Angefangen hat es musikalisch bei Ben Becker mit der Zero Tolerance Band, vor fünf Jahren "bekiffterweise in meinem Wohnzimmer", zunächst mit Hörspielen. 1997 folgte dann die erste LP "Und lautlos fliegt der Kopf weg", am 1. April 2000 soll "Wir haben ab" erscheinen – "natürlich nicht kommerziell, zwischen Dancefloor und Desaster".
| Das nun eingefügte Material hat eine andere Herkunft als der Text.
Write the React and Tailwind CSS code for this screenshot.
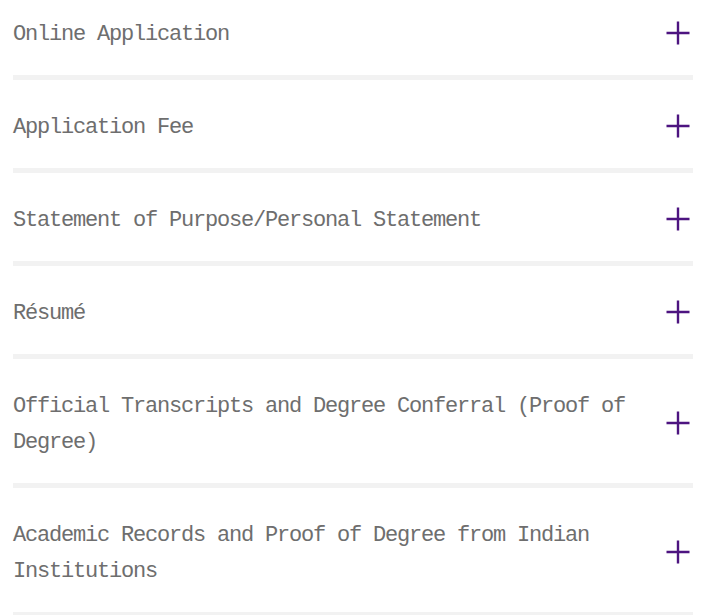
import React from "react";

const items = [
  "Online Application",
  "Application Fee",
  "Statement of Purpose/Personal Statement",
  "Résumé",
  "Official Transcripts and Degree Conferral (Proof of Degree)",
  "Academic Records and Proof of Degree from Indian Institutions",
];

function Plus() {
  return (
    <svg width="24" height="24" viewBox="0 0 24 24" className="shrink-0">
      <path d="M12 0.5V23.5M0.5 12H23.5" stroke="#4d1480" strokeWidth="2.4" fill="none" />
    </svg>
  );
}

export default function App() {
  return (
    <div className="w-[716px] h-[615px] overflow-hidden bg-white">
      <div className="ml-[13px] w-[680px] -mt-[13px]">
        {items.map((t) => (
          <div key={t} className="flex items-center justify-between border-b-[5px] border-[#f2f2f2] pt-[28px] pb-[24px] pr-[3px]">
            <div
              className="w-[640px] pt-[2px] -mb-[2px] text-[22px] leading-[36px] tracking-[-1.2px] text-[#6e6e6e]"
              style={{ fontFamily: '"Liberation Mono", "Noto Sans CJK SC", monospace' }}
            >
              {t}
            </div>
            <Plus />
          </div>
        ))}
      </div>
    </div>
  );
}
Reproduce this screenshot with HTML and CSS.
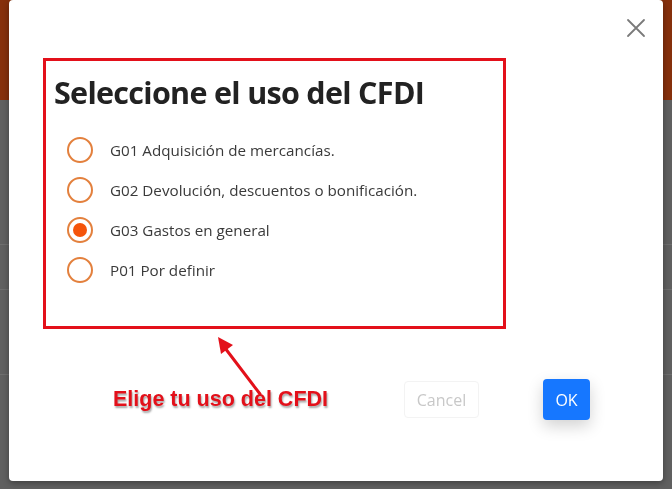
FILE: index.html
```html
<!DOCTYPE html>
<html lang="es">
<head>
<meta charset="utf-8">
<link rel="stylesheet" href="styles.css">
</head>
<body>
<div class="page">
  <div class="page-header"></div>
  <div class="page-row r1"></div>
  <div class="page-row r2"></div>
  <div class="page-row r3"></div>
</div>

<div class="modal">
  <button class="close" aria-label="Cerrar">
    <svg width="20" height="20" viewBox="0 0 20 20"><path d="M2 2 L18 18 M18 2 L2 18" stroke="#7a7a7a" stroke-width="1.8" fill="none" stroke-linecap="round"/></svg>
  </button>
  <section class="choice-box">
    <h1 class="title">Seleccione el uso del CFDI</h1>
    <ul class="options">
      <li class="option"><span class="radio"></span><span class="label">G01 Adquisición de mercancías.</span></li>
      <li class="option"><span class="radio"></span><span class="label">G02 Devolución, descuentos o bonificación.</span></li>
      <li class="option"><span class="radio checked"></span><span class="label">G03 Gastos en general</span></li>
      <li class="option"><span class="radio"></span><span class="label">P01 Por definir</span></li>
    </ul>
  </section>
  <div class="footer">
    <div class="annotation">Elige tu uso del CFDI</div>
    <button class="btn cancel">Cancel</button>
    <button class="btn ok">OK</button>
  </div>
  <svg class="arrow" width="60" height="70" viewBox="0 0 60 70">
    <path d="M47 62 L12 16" stroke="#e3101a" stroke-width="3" fill="none" stroke-linecap="round"/>
    <path d="M5 5 L20 13 L8 22 Z" fill="#e3101a"/>
  </svg>
</div>
</body>
</html>
```
FILE: styles.css
```css
* { box-sizing: border-box; }
html, body { margin: 0; padding: 0; }
body {
  width: 672px;
  height: 489px;
  overflow: hidden;
  background: #606060;
  font-family: "Open Sans", "Liberation Sans", sans-serif;
}
.page { width: 672px; height: 489px; }
.page-header { height: 100px; background: #86300c; }
.page-row { border-bottom: 1px solid #6e6e6e; }
.r1 { height: 145px; }
.r2 { height: 45px; }
.r3 { height: 85px; }

.modal {
  position: fixed;
  left: 9px;
  top: 0;
  width: 654px;
  height: 481px;
  background: #fff;
  border-radius: 4px;
  box-shadow: 0 2px 6px rgba(0,0,0,0.35);
}
.close {
  position: absolute;
  right: 17px;
  top: 18px;
  width: 20px;
  height: 20px;
  padding: 0;
  border: 0;
  background: none;
}
.choice-box {
  margin: 58px 0 0 34px;
  width: 463px;
  height: 271px;
  border: 3px solid #e3101a;
  padding: 13px 0 0 8px;
}
.title {
  margin: 0;
  font-size: 30.5px;
  font-weight: 700;
  letter-spacing: -0.7px;
  color: #222;
  line-height: 36px;
}
.options {
  list-style: none;
  margin: 20px 0 0 13px;
  padding: 0;
}
.option {
  display: flex;
  align-items: center;
  height: 40px;
}
.radio {
  width: 26px;
  height: 26px;
  border: 2px solid #e3803d;
  border-radius: 50%;
  display: flex;
  align-items: center;
  justify-content: center;
  flex: none;
}
.radio.checked::after {
  content: "";
  width: 14px;
  height: 14px;
  border-radius: 50%;
  background: #f5540a;
}
.label {
  margin-left: 17px;
  font-size: 15.2px;
  color: #3a3a3a;
}
.footer {
  display: flex;
  align-items: center;
  margin: 50px 0 0 0;
  height: 41px;
}
.annotation {
  margin-left: 104px;
  width: 291px;
  font-family: "Liberation Sans", Arial, sans-serif;
  font-weight: 700;
  font-size: 21.5px;
  color: #e3101a;
  text-shadow: 1px 2px 2px rgba(0,0,0,0.35);
}
.btn {
  font-family: "Open Sans", "Liberation Sans", sans-serif;
  font-size: 16px;
  border-radius: 4px;
  cursor: pointer;
}
.cancel {
  width: 75px;
  height: 37px;
  background: #fff;
  border: 1px solid #f3f3f3;
  color: #c8c8c8;
}
.ok {
  margin-left: 64px;
  width: 47px;
  height: 41px;
  border: 0;
  background: #1677ff;
  color: #fff;
  box-shadow: 0 6px 16px rgba(0,0,0,0.18);
}
.arrow {
  position: absolute;
  left: 204px;
  top: 332px;
}
```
Zu seinem Kollegen aus "Schlafes Bruder", André Eisermann, über den er sich auf der KUZ-Bühne kurz lustig gemacht hatte, während dieser zeitgleich auf der anderen Rheinseite im ausverkauften Wiesbadener Staatstheater mit Goethes "Werther" auf der Bühne stand, hat er, von ein paar Telefonaten abgesehen, keinen Kontakt mehr, sondern "mehr mit Musikern". Fühlt er sich womöglich sogar selbst mehr als Musiker? "Nein, ich bin ein sehr guter Schauspieler."

Und wenn er die Wahl hätte: Wäre sein nächstes Projekt dann ein gemeinsames mit seiner Schwester Meret Becker, mit André Eisermann oder mit David Bowie, dessen "Helden" er als Zugabe im KUZ gegeben hatte? "Dann klar mit David Bowie, meine Schwester läuft mir ja nicht weg."

Bevor wir Ben in seinen heiß ersehnten Feier-Abend entlassen, der bei ihm sicher mehr dem Wort gerecht wird als bei vielen anderen, interessiert uns, welche CD er zuletzt gekauft hat. Nach einigem Überlegen ruft er erleichtert aus: "Terranova, müsst ihr euch mal anhören." Erleichtert, weil ihm um ein Jahr nichts Besseres eingefallen wäre als "Avenue B von Iggy Pop und die neue David Bowie, das wäre ja langweilig gewesen."

Und wenn Ben Becker sich auch in vielen verschiedenen Rollen gefällt: Keine wäre ihm wohl mehr zuwider als die des Langweilers.